■ GIVEN TASK: Count how many lines of the data include "styles". The answer is that number and nothing else.

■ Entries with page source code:

-- -- --

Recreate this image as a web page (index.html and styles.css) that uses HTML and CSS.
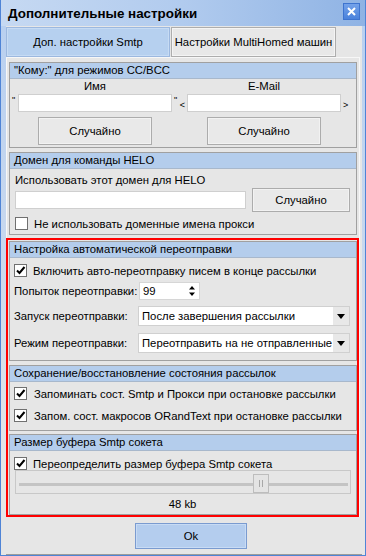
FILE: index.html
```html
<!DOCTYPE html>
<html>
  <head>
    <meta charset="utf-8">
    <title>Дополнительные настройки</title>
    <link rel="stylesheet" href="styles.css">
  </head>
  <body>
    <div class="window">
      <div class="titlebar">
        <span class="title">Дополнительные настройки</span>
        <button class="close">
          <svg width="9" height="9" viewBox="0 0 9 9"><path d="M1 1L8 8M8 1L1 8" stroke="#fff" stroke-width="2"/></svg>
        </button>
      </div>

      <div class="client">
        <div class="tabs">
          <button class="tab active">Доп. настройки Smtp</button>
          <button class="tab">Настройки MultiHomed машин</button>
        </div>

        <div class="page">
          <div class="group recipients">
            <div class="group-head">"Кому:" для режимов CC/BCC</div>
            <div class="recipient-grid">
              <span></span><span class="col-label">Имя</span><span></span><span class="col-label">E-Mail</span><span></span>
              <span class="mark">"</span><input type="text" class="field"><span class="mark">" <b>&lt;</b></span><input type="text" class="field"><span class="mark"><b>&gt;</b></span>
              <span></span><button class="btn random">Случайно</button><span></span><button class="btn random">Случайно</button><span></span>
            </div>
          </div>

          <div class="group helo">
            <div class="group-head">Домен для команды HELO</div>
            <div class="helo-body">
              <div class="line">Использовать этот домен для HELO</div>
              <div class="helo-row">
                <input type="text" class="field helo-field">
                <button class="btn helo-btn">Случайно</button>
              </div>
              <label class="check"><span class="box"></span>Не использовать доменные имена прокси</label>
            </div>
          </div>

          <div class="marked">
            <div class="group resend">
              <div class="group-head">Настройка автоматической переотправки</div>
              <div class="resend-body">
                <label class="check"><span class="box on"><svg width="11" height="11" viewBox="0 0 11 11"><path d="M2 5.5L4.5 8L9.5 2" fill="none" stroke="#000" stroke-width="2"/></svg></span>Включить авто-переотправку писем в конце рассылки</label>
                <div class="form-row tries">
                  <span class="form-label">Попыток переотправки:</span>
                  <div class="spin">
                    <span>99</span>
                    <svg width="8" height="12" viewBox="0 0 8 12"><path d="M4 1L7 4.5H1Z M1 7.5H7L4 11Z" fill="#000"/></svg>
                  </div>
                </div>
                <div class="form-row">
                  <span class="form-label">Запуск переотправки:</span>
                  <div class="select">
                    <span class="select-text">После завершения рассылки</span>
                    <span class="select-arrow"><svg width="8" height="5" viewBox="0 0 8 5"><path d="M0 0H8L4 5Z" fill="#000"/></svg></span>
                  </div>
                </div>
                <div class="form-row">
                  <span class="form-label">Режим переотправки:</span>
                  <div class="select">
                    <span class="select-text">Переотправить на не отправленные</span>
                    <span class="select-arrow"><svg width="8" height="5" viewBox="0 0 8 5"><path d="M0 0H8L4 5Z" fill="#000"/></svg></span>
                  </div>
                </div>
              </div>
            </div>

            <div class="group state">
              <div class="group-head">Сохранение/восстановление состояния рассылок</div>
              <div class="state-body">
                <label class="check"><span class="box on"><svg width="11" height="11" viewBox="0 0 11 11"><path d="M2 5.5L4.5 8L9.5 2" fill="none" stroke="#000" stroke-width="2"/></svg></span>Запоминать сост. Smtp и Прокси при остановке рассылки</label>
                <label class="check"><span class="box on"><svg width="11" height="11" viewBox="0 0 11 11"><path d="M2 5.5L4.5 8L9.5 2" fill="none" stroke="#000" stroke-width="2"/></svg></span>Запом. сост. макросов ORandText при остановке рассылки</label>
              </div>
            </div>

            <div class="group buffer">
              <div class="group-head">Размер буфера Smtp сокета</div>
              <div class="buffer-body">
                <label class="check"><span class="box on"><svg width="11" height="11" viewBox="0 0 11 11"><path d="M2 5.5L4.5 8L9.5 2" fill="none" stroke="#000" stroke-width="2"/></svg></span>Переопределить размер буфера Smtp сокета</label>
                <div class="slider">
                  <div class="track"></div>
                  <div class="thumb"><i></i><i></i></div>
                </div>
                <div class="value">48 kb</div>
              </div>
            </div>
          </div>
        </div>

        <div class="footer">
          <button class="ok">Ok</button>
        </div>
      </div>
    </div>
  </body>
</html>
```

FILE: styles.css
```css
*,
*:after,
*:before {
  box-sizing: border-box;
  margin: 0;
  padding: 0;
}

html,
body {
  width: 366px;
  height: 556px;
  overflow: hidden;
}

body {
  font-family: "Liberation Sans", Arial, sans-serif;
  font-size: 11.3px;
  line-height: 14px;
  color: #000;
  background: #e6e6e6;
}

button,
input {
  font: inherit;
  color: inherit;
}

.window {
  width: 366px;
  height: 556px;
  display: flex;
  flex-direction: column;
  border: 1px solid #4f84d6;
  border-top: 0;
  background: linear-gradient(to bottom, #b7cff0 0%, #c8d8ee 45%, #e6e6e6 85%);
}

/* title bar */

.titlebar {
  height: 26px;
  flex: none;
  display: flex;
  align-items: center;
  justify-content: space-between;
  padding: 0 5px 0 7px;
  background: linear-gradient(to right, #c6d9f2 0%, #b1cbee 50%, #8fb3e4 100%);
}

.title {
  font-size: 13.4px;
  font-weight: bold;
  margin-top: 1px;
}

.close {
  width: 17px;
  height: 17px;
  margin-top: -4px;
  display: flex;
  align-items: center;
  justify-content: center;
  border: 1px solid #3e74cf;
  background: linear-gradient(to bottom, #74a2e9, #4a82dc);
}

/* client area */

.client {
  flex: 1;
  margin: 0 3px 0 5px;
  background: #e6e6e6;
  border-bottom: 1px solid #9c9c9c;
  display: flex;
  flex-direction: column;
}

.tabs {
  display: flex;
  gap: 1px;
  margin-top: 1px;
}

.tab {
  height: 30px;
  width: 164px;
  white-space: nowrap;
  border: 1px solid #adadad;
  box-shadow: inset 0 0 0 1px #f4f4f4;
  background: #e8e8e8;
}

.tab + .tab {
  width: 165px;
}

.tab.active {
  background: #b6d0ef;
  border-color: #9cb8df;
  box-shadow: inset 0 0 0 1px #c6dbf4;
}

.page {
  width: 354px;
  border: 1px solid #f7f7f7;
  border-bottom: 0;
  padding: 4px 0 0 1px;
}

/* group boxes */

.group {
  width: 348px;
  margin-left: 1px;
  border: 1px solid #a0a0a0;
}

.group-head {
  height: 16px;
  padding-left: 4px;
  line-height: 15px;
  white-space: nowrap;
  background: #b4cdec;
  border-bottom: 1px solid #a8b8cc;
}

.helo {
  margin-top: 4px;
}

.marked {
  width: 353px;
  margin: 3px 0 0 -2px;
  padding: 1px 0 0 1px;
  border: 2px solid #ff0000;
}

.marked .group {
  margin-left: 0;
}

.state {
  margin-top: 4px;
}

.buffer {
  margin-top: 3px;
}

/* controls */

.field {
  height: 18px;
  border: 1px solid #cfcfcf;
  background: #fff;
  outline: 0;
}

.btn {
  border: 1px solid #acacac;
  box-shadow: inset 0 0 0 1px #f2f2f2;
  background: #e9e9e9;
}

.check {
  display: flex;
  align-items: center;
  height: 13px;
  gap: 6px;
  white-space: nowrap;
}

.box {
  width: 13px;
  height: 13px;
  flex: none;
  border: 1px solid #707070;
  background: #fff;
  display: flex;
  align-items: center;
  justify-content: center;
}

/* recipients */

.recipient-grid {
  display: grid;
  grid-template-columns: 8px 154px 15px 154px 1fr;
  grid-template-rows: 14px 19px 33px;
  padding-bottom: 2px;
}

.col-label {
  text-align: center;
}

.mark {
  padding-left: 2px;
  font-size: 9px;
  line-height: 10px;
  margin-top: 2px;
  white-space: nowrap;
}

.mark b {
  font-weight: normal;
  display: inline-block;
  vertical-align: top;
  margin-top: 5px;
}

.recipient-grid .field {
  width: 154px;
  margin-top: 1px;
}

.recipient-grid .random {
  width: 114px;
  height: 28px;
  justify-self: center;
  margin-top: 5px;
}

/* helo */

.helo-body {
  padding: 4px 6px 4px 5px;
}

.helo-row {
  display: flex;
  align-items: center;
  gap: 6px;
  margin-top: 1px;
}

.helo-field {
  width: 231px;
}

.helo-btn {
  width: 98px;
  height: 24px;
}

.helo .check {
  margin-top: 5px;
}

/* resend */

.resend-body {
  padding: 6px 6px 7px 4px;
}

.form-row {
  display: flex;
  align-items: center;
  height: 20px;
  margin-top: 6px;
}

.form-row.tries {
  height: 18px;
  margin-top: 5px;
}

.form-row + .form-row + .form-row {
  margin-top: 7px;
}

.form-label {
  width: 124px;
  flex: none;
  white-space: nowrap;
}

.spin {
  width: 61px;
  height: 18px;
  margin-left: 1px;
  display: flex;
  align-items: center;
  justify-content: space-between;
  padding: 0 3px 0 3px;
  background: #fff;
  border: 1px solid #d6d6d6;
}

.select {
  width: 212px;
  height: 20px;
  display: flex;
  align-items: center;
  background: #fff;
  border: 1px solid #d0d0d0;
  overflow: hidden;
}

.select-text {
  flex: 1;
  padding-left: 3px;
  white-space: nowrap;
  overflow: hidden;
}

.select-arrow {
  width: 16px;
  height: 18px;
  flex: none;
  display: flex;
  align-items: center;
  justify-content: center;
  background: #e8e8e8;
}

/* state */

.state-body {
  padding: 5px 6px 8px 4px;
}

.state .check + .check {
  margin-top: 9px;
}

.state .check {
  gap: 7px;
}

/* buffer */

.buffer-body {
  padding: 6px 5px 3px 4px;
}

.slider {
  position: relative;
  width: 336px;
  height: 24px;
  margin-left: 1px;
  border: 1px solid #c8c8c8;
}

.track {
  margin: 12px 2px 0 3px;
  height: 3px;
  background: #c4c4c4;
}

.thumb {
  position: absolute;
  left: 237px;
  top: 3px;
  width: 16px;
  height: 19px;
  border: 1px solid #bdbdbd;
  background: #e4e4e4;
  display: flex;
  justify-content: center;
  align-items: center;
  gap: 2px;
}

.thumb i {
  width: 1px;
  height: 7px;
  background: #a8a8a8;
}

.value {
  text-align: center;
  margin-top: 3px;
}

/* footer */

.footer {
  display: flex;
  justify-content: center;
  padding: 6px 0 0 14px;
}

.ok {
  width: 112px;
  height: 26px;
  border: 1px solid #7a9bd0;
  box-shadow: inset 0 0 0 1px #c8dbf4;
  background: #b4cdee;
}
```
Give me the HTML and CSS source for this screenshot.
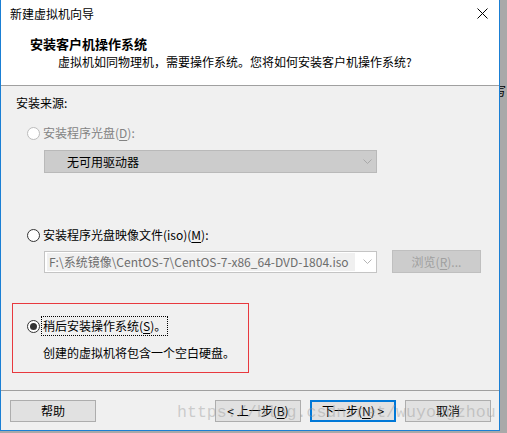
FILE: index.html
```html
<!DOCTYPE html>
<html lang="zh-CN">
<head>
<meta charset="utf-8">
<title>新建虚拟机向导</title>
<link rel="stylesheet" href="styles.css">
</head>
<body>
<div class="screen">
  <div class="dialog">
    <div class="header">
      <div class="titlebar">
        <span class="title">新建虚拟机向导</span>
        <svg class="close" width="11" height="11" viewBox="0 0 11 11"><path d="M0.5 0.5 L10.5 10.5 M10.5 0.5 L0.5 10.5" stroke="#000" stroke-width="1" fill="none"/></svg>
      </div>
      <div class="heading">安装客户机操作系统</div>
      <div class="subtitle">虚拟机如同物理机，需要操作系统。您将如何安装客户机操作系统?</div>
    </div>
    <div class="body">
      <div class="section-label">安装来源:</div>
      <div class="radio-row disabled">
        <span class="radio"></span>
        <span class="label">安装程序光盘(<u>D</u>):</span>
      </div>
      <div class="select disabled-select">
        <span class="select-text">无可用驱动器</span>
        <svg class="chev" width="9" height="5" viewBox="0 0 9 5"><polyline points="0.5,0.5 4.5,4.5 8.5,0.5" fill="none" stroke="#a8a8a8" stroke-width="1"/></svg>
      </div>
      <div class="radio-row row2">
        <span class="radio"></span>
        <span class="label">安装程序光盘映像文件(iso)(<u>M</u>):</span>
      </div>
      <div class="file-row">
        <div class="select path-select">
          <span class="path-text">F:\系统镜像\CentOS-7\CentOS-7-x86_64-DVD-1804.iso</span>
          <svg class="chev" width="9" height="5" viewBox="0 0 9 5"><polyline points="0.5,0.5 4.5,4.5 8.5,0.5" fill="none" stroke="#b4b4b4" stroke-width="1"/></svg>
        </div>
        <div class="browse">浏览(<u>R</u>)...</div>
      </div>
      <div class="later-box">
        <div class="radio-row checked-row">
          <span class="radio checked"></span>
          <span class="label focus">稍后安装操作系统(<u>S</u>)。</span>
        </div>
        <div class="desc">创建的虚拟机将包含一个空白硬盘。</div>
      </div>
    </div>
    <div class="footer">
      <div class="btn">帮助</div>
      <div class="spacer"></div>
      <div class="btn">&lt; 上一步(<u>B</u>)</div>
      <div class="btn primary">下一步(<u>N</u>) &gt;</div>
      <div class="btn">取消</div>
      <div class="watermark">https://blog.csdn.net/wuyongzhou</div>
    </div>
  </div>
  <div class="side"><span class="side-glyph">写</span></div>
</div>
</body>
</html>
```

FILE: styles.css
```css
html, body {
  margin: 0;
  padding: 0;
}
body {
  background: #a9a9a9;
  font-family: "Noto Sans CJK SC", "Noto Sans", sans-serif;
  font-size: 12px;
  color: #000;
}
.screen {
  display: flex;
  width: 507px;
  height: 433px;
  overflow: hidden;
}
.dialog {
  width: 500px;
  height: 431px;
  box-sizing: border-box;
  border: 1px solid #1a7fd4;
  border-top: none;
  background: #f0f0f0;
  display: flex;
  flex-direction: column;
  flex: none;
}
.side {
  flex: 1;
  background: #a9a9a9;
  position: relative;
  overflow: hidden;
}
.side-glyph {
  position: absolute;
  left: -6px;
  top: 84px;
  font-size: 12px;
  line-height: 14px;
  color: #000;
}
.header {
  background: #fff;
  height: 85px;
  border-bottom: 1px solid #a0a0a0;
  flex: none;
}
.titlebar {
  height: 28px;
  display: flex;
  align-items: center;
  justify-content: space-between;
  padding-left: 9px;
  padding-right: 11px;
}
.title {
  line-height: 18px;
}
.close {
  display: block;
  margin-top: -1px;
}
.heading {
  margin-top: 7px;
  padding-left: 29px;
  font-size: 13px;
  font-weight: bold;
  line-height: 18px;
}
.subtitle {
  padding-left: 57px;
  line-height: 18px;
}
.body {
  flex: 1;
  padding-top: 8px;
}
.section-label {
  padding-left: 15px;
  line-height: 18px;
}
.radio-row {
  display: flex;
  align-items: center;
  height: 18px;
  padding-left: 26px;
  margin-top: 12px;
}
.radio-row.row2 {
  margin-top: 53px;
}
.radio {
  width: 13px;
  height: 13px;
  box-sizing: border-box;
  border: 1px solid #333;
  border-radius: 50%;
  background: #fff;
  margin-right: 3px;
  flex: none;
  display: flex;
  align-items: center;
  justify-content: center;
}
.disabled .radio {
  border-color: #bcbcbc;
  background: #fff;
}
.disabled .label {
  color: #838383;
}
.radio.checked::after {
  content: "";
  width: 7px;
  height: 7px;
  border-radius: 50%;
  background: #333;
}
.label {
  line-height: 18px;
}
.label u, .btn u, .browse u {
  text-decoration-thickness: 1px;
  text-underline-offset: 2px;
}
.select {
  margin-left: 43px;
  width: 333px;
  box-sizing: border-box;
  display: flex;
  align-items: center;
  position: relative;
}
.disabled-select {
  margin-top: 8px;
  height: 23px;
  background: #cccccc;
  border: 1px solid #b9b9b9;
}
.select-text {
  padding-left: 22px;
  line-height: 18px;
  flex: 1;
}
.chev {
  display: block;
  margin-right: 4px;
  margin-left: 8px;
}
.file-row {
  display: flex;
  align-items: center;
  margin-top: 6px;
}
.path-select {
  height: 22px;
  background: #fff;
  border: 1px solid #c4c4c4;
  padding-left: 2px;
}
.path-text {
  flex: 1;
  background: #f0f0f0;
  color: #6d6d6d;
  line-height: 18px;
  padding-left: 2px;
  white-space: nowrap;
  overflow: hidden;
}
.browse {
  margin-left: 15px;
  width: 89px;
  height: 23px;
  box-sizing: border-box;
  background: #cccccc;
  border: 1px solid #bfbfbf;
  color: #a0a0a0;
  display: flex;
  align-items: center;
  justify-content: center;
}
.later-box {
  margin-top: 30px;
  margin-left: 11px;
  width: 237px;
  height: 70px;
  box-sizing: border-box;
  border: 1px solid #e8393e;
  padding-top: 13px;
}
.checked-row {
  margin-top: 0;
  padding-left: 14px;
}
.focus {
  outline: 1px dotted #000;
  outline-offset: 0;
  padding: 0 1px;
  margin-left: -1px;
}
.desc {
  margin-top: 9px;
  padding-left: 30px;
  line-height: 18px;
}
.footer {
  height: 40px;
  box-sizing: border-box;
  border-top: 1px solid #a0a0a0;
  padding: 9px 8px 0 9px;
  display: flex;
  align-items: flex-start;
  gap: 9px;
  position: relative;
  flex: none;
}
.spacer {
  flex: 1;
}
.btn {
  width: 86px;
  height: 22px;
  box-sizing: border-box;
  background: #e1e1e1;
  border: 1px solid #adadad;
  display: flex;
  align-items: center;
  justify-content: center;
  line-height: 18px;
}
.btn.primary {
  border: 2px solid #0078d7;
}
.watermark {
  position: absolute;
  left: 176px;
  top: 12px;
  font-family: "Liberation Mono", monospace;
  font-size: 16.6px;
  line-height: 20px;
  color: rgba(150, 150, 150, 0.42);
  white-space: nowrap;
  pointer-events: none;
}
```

-- -- --

■ TASK RESULT: 5